Lines containing the word "TypeScript" need to be counted. Please reply with how many there are, and nothing else.

» Exercise materials:

* * * *

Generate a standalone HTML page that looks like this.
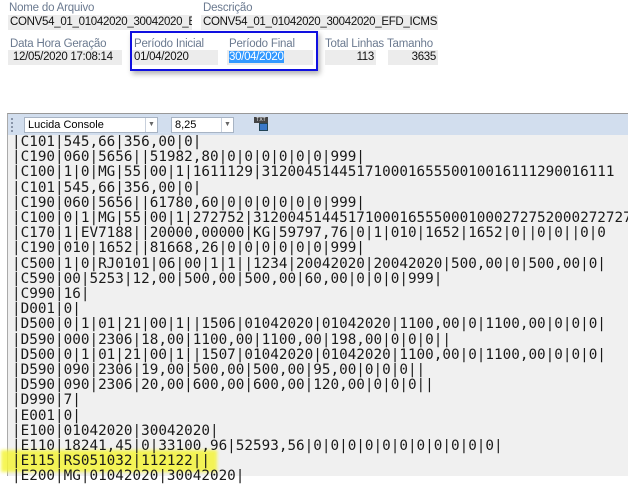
<!DOCTYPE html>
<html><head><meta charset="utf-8"><style>
*{margin:0;padding:0;box-sizing:border-box}
body{width:628px;height:476px;overflow:hidden;background:#fff;font-family:"Liberation Sans",sans-serif;position:relative}
.l{position:absolute;font-size:11.5px;color:#6b7a90;white-space:nowrap;letter-spacing:-0.2px}
.b{position:absolute;height:15px;background:#ececec;font-size:11.5px;color:#111;line-height:15px;padding-left:2px;white-space:nowrap;overflow:hidden;letter-spacing:-0.3px}
#hl{position:absolute;left:130px;top:31px;width:188px;height:40px;border:2px solid #1010e0;box-shadow:2px 3px 5px rgba(0,0,0,.3)}
#panel{position:absolute;left:7px;top:113px;width:621px;height:363px;background:#f0f0f0;border-left:1px solid #aaa;border-top:1px solid #999;overflow:visible}
#tb{position:absolute;left:0;top:0;width:100%;height:21px;background:#d2deee}
.cb{position:absolute;top:3px;height:16px;background:#fff;border:1px solid #a8b4c4;font-size:11px;line-height:14px;padding-left:3px}
.ar{position:absolute;right:0;top:0;width:12px;height:14px;border-left:1px solid #c8d0dc;font-size:7px;color:#666;text-align:center;line-height:14px}
#txt{position:absolute;left:4px;top:21px;font-family:"DejaVu Sans Mono",monospace;font-size:14.3px;line-height:15.2px;color:#1a1a1a;white-space:pre}
#yl{position:absolute;left:-7px;top:336px;width:216px;height:22px;background:#f4f43a;opacity:.85;filter:blur(1.5px)}
</style></head><body>
<div class="l" style="left:9px;top:2px">Nome do Arquivo</div>
<div class="b" style="left:8px;top:15px;width:184px">CONV54_01_01042020_30042020_EFD_IC</div>
<div class="l" style="left:203px;top:2px">Descrição</div>
<div class="b" style="left:201px;top:15px;width:237px">CONV54_01_01042020_30042020_EFD_ICMSIPI.txt</div>
<div class="l" style="left:10px;top:38px">Data Hora Geração</div>
<div class="b" style="left:8px;top:50px;width:114px">&nbsp;12/05/2020 17:08:14</div>
<div class="l" style="left:134px;top:38px">Período Inicial</div>
<div class="b" style="left:132px;top:50px;width:86px">01/04/2020</div>
<div class="l" style="left:229px;top:38px">Período Final</div>
<div class="b" style="left:227px;top:50px;width:86px"><span style="background:#3399ff;color:#fff">30/04/2020</span></div>
<div class="l" style="left:325px;top:38px">Total Linhas</div>
<div class="b" style="left:325px;top:50px;width:51px;text-align:right;padding-right:2px">113</div>
<div class="l" style="left:387px;top:38px">Tamanho</div>
<div class="b" style="left:388px;top:50px;width:50px;text-align:right;padding-right:2px">3635</div>
<div id="hl"></div>
<div id="panel">
<div id="tb">
<div style="position:absolute;left:3px;top:4px;width:2px;height:14px;border-left:2px dotted #8894a8"></div>
<div class="cb" style="left:16px;width:134px">Lucida Console<div class="ar">▼</div></div>
<div class="cb" style="left:163px;width:63px">8,25<div class="ar">▼</div></div>
<div style="position:absolute;left:246px;top:3px;width:14px;height:6px;background:#444;font-size:5px;color:#fff;line-height:6px;text-align:center">TXT</div>
<div style="position:absolute;left:251px;top:9px;width:9px;height:8px;background:#3a78c8;border:1px solid #245"></div>
</div>
<div id="yl"></div>
<div id="txt">|C101|545,66|356,00|0|
|C190|060|5656||51982,80|0|0|0|0|0|0|999|
|C100|1|0|MG|55|00|1|1611129|31200451445171000165550010016111290016111
|C101|545,66|356,00|0|
|C190|060|5656||61780,60|0|0|0|0|0|0|999|
|C100|0|1|MG|55|00|1|272752|31200451445171000165550001000272752000272727
|C170|1|EV7188||20000,00000|KG|59797,76|0|1|010|1652|1652|0||0|0||0|0
|C190|010|1652||81668,26|0|0|0|0|0|0|999|
|C500|1|0|RJ0101|06|00|1|1||1234|20042020|20042020|500,00|0|500,00|0|
|C590|00|5253|12,00|500,00|500,00|60,00|0|0|0|999|
|C990|16|
|D001|0|
|D500|0|1|01|21|00|1||1506|01042020|01042020|1100,00|0|1100,00|0|0|0|
|D590|000|2306|18,00|1100,00|1100,00|198,00|0|0|0||
|D500|0|1|01|21|00|1||1507|01042020|01042020|1100,00|0|1100,00|0|0|0|
|D590|090|2306|19,00|500,00|500,00|95,00|0|0|0||
|D590|090|2306|20,00|600,00|600,00|120,00|0|0|0||
|D990|7|
|E001|0|
|E100|01042020|30042020|
|E110|18241,45|0|33100,96|52593,56|0|0|0|0|0|0|0|0|0|0|0|
|E115|RS051032|112122||
|E200|MG|01042020|30042020|</div>
</div>
</body></html>
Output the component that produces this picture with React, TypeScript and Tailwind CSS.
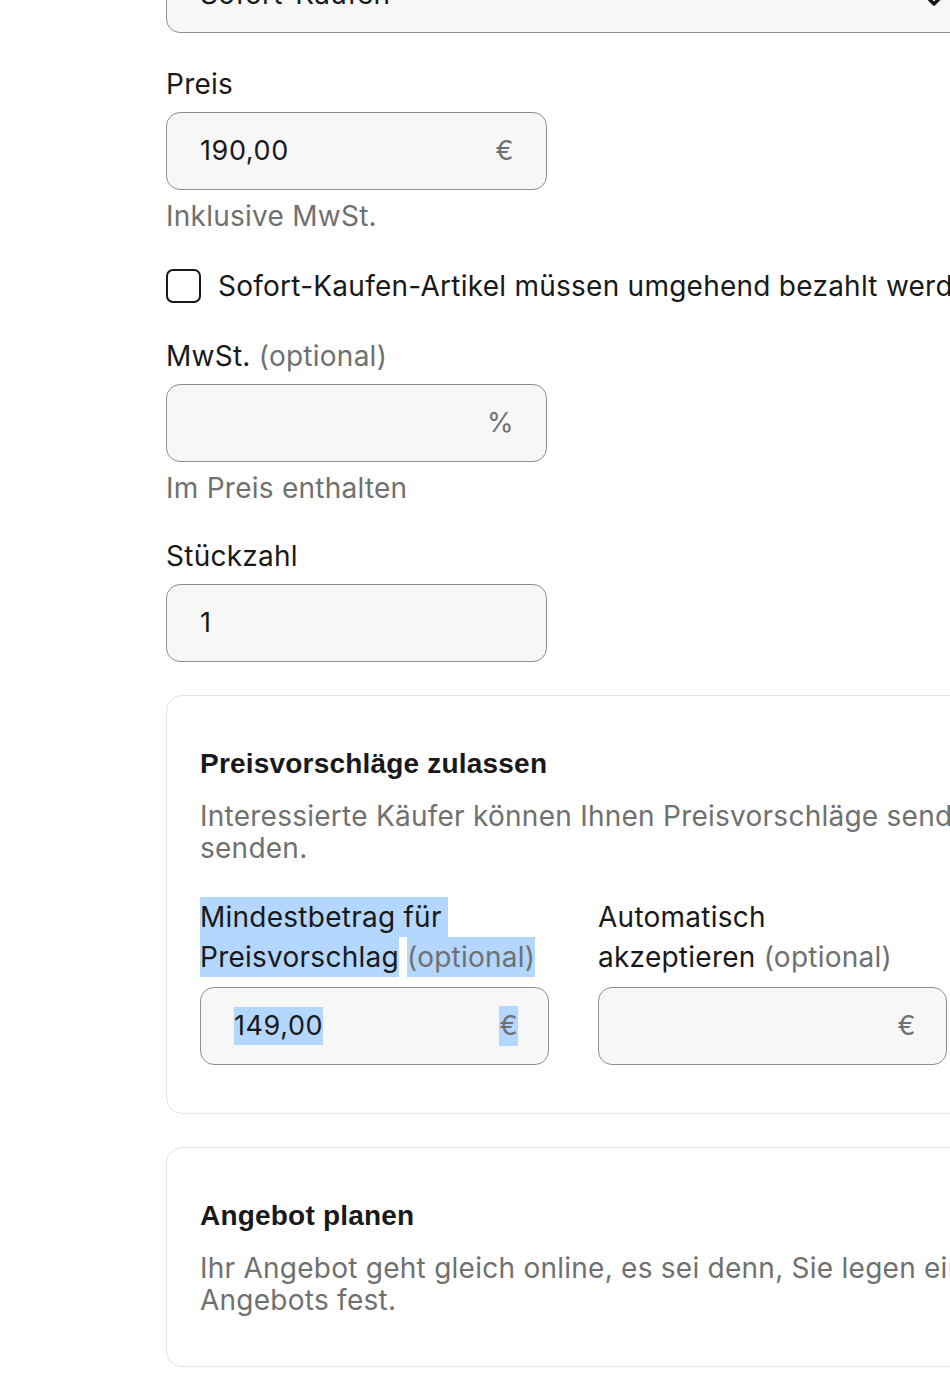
import React from "react";

const inputBox =
  "h-[78px] rounded-[14px] border-[1.5px] border-[#8f8f8f] bg-[#f7f7f7] flex items-center justify-between text-[27px] tracking-[0.6px]";

function Label({ children }: { children: React.ReactNode }) {
  return <div className="text-[28px] leading-[40px] text-[#191919]">{children}</div>;
}

function Optional() {
  return <span className="text-[#707070]">(optional)</span>;
}

export default function App() {
  return (
    <div className="w-[950px] h-[1398px] overflow-hidden bg-white font-['Inter','Liberation_Sans',Arial,sans-serif] tracking-[0.25px] text-[#191919]">
      <div className="ml-[166px] w-[815px] -mt-[45px]">
        {/* Format select */}
        <div className="w-[800px] h-[78px] rounded-[14px] border-[1.5px] border-[#8f8f8f] bg-[#f7f7f7] flex items-center pl-[33px] pr-[22px] text-[28px]">
          <span>Sofort-Kaufen</span>
          <svg className="ml-auto mt-[13px]" width="18" height="18" viewBox="0 0 18 18" fill="none">
            <path d="M3 6l6 6 6-6" stroke="#191919" strokeWidth="3.5" strokeLinecap="round" strokeLinejoin="round" />
          </svg>
        </div>

        {/* Preis */}
        <div className="mt-[31px]">
          <Label>Preis</Label>
        </div>
        <div className={`mt-[8px] w-[381px] pl-[33px] pr-[32px] ${inputBox}`}>
          <span>190,00</span>
          <span className="text-[#707070]">€</span>
        </div>
        <div className="mt-[6px] text-[28px] leading-[40px] text-[#707070]">Inklusive MwSt.</div>

        {/* Checkbox */}
        <div className="mt-[30px] h-[40px] flex items-center gap-[17px] whitespace-nowrap">
          <div className="w-[35px] h-[34px] shrink-0 rounded-[7px] border-2 border-[#191919] bg-white" />
          <span className="text-[28px] leading-[40px]">
            Sofort-Kaufen-Artikel müssen umgehend bezahlt werden
          </span>
        </div>

        {/* MwSt */}
        <div className="mt-[30px]">
          <Label>
            MwSt. <Optional />
          </Label>
        </div>
        <div className={`mt-[8px] w-[381px] pl-[33px] pr-[32px] ${inputBox}`}>
          <span />
          <span className="text-[#707070]">%</span>
        </div>
        <div className="mt-[6px] text-[28px] leading-[40px] text-[#707070]">Im Preis enthalten</div>

        {/* Stückzahl */}
        <div className="mt-[28px]">
          <Label>Stückzahl</Label>
        </div>
        <div className={`mt-[8px] w-[381px] pl-[33px] pr-[32px] ${inputBox}`}>
          <span>1</span>
        </div>

        {/* Preisvorschläge card */}
        <div className="mt-[33px] rounded-[16px] border-[1.5px] border-[#e5e5e5] px-[33px] pt-[48px] pb-[48px]">
          <div className="font-['Liberation_Sans',Arial,sans-serif] tracking-[0.2px] text-[28px] leading-[40px] font-bold">
            Preisvorschläge zulassen
          </div>
          <div className="mt-[16px] text-[28px] leading-[32px] text-[#707070]">
            <div className="whitespace-nowrap">
              Interessierte Käufer können Ihnen Preisvorschläge senden, die Sie annehmen, ablehnen oder beantworten können, anstatt zu
            </div>
            <div>senden.</div>
          </div>

          <div className="mt-[33px] grid grid-cols-2 gap-x-[49px]">
            <div>
              <div className="text-[28px] leading-[40px]">
                <div>
                  <span className="inline-block bg-[#b4d7ff] pr-[6px]">Mindestbetrag für</span>
                </div>
                <div>
                  <span className="bg-[#b4d7ff] inline-block">Preisvorschlag</span>{" "}
                  <span className="bg-[#b4d7ff] inline-block text-[#707070]">(optional)</span>
                </div>
              </div>
              <div className={`mt-[10px] pl-[33px] pr-[30px] ${inputBox}`}>
                <span className="bg-[#b4d7ff] leading-[38px]">149,00</span>
                <span className="bg-[#b4d7ff] leading-[40px] text-[#707070]">€</span>
              </div>
            </div>
            <div>
              <div className="text-[28px] leading-[40px]">
                <div>Automatisch</div>
                <div>
                  akzeptieren <Optional />
                </div>
              </div>
              <div className={`mt-[10px] pl-[33px] pr-[30px] ${inputBox}`}>
                <span />
                <span className="text-[#707070]">€</span>
              </div>
            </div>
          </div>
        </div>

        {/* Angebot planen card */}
        <div className="mt-[33px] rounded-[16px] border-[1.5px] border-[#e5e5e5] px-[33px] pt-[48px] pb-[50px]">
          <div className="font-['Liberation_Sans',Arial,sans-serif] tracking-[0.2px] text-[28px] leading-[40px] font-bold">
            Angebot planen
          </div>
          <div className="mt-[16px] text-[28px] leading-[32px] text-[#707070]">
            <div className="whitespace-nowrap">
              Ihr Angebot geht gleich online, es sei denn, Sie legen einen Startzeitpunkt für die Veröffentlichung Ihres
            </div>
            <div>Angebots fest.</div>
          </div>
        </div>
      </div>
    </div>
  );
}
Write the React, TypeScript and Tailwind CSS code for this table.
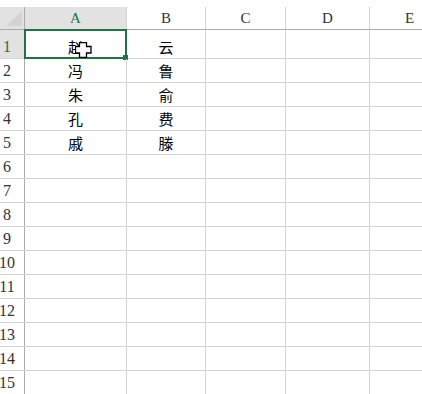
import React from 'react';

const cols = ['A', 'B', 'C', 'D', 'E'];
const colWidths = ['w-[102px]', 'w-[79px]', 'w-[80px]', 'w-[84px]', 'w-[80px]'];

const data: Record<number, [string, string]> = {
  1: ['赵', '云'],
  2: ['冯', '鲁'],
  3: ['朱', '俞'],
  4: ['孔', '费'],
  5: ['戚', '滕'],
};

const serif = { fontFamily: '"Liberation Serif", serif' };
const cjk = { fontFamily: '"Noto Sans CJK SC", sans-serif' };

// Excel's fat white plus pointer
function CellCursor() {
  return (
    <svg width="17" height="16" viewBox="0 0 17 16" className="absolute left-[50px] top-[12px]">
      <polygon
        points="4.5,0.5 11.5,0.5 11.5,4.5 16,4.5 16,11 11.5,11 11.5,15.5 4.5,15.5 4.5,11 0.5,11 0.5,4.5 4.5,4.5"
        fill="#fff"
        stroke="#000"
        strokeWidth="1.3"
      />
    </svg>
  );
}

export default function App() {
  const rows = Array.from({ length: 15 }, (_, i) => i + 1);

  return (
    <div className="w-[422px] h-[394px] overflow-hidden bg-white pt-[7px]">
      {/* column headers */}
      <div className="flex h-[23px] border-b border-[#ababab]">
        <div className="w-[25px] shrink-0 bg-[#e2e2e2] border-r border-[#ababab] flex items-end justify-end pr-[2px] pb-[3px]">
          <div className="w-0 h-0 border-l-[16px] border-l-transparent border-b-[15px] border-b-[#d3d3d3]" />
        </div>
        {cols.map((c, i) => (
          <div
            key={c}
            className={`${colWidths[i]} shrink-0 border-r border-[#d4d4d4] flex items-end justify-center pb-[2px] text-[15px] leading-[18px] ${
              c === 'A' ? 'bg-[#e2e2e2] text-[#217346]' : 'text-[#333]'
            }`}
            style={serif}
          >
            {c}
          </div>
        ))}
      </div>

      {rows.map((r) => (
        <div key={r} className={`flex border-b border-[#d4d4d4] ${r === 1 ? 'h-[29px]' : 'h-[24px]'}`}>
          <div
            className={`w-[25px] shrink-0 border-r border-[#ababab] overflow-hidden flex items-end pb-[2px] ${
              r === 1 ? 'bg-[#e2e2e2] text-[#217346]' : 'text-[#333]'
            }`}
          >
            <div
              className="w-[14px] shrink-0 flex justify-center text-[16px] leading-[18px] whitespace-nowrap"
              style={serif}
            >
              {r}
            </div>
          </div>
          {cols.map((c, i) => (
            <div
              key={c}
              className={`${colWidths[i]} shrink-0 border-r border-[#d4d4d4] relative flex items-end justify-center pb-[2px] text-[15px] leading-[19px] text-black`}
              style={cjk}
            >
              {data[r] && i < 2 ? data[r][i] : ''}
              {r === 1 && i === 0 && (
                <>
                  <div className="absolute left-[-1px] top-[-1px] w-[103px] h-[30px] border-2 border-[#217346] pointer-events-none" />
                  <div className="absolute left-[98px] top-[25px] w-[5px] h-[5px] bg-[#217346]" />
                  <CellCursor />
                </>
              )}
            </div>
          ))}
        </div>
      ))}
    </div>
  );
}
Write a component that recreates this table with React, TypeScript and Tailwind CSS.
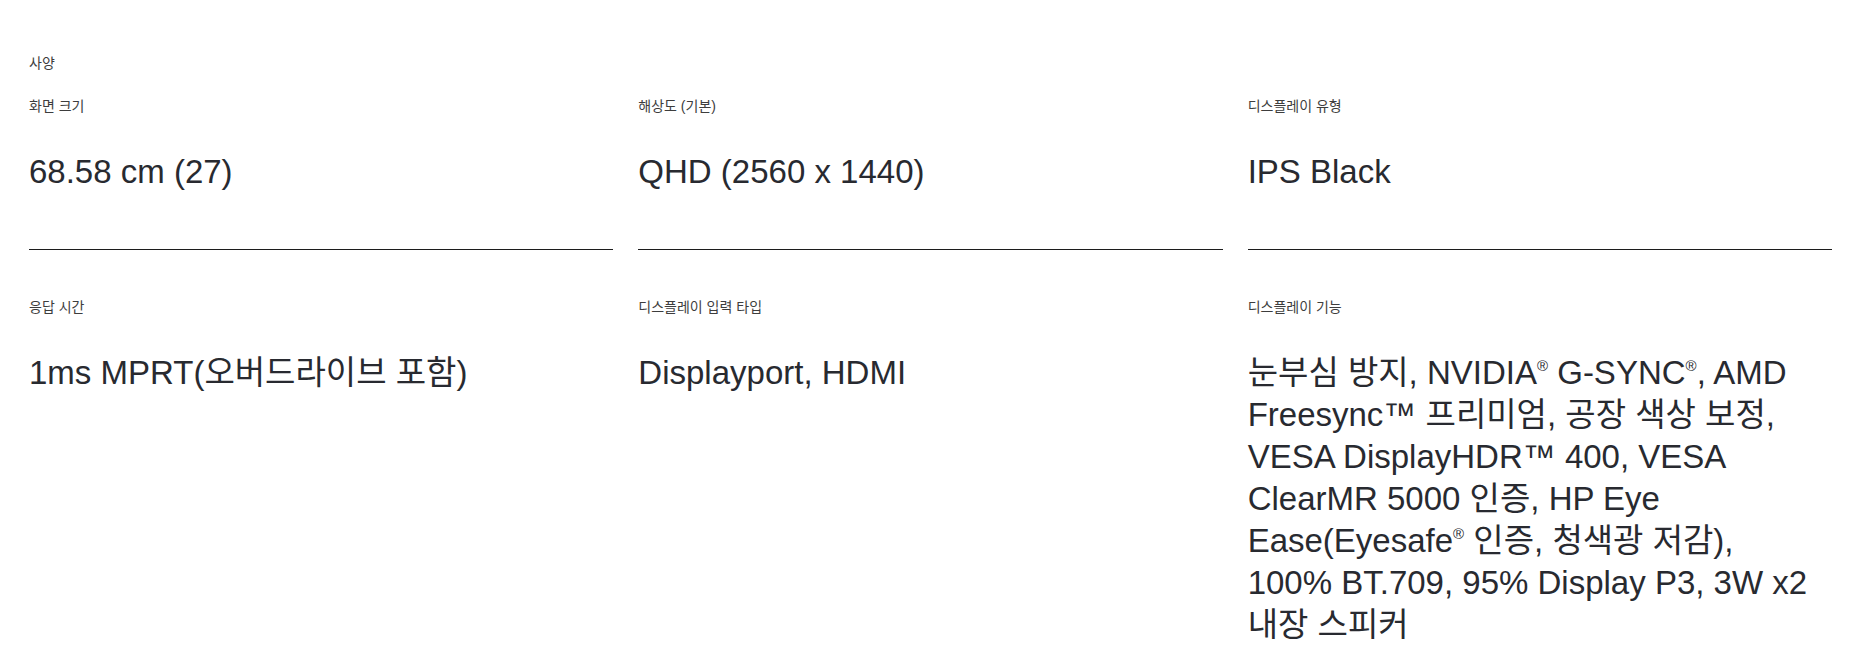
import type { ReactNode } from "react";

const FONT = "font-['Liberation_Sans','Noto_Sans_CJK_KR',sans-serif]";

const Reg = () => <span className="text-[15px] leading-none align-[13px]">®</span>;

type Spec = { label: string; value: ReactNode };

const SPECS: Spec[] = [
  { label: "화면 크기", value: "68.58 cm (27)" },
  { label: "해상도 (기본)", value: "QHD (2560 x 1440)" },
  { label: "디스플레이 유형", value: "IPS Black" },
  { label: "응답 시간", value: "1ms MPRT(오버드라이브 포함)" },
  { label: "디스플레이 입력 타입", value: "Displayport, HDMI" },
  {
    label: "디스플레이 기능",
    value: (
      <>
        눈부심 방지, NVIDIA<Reg /> G-SYNC<Reg />, AMD
        <br />
        Freesync™ 프리미엄, 공장 색상 보정,
        <br />
        VESA DisplayHDR™ 400, VESA
        <br />
        ClearMR 5000 인증, HP Eye
        <br />
        Ease(Eyesafe<Reg /> 인증, 청색광 저감),
        <br />
        100% BT.709, 95% Display P3, 3W x2
        <br />
        내장 스피커
      </>
    ),
  },
];

export default function App() {
  return (
    <div className={`min-h-screen bg-white px-[29px] pt-[53px] ${FONT}`}>
      <p className="text-[14px] leading-[20px] text-[#3d3d3d]">사양</p>
      <div className="mt-[23px] grid grid-cols-3 gap-x-[25px] gap-y-[47px]">
        {SPECS.map((s) => (
          <div key={s.label} className="border-b border-[#1c1c1c] pb-[56px]">
            <p className="text-[14px] leading-[20px] text-[#3d3d3d]">{s.label}</p>
            <p className="mt-[35px] break-keep text-[33px] leading-[42px] text-[#282a30]">{s.value}</p>
          </div>
        ))}
      </div>
    </div>
  );
}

* * * *

» Result: 3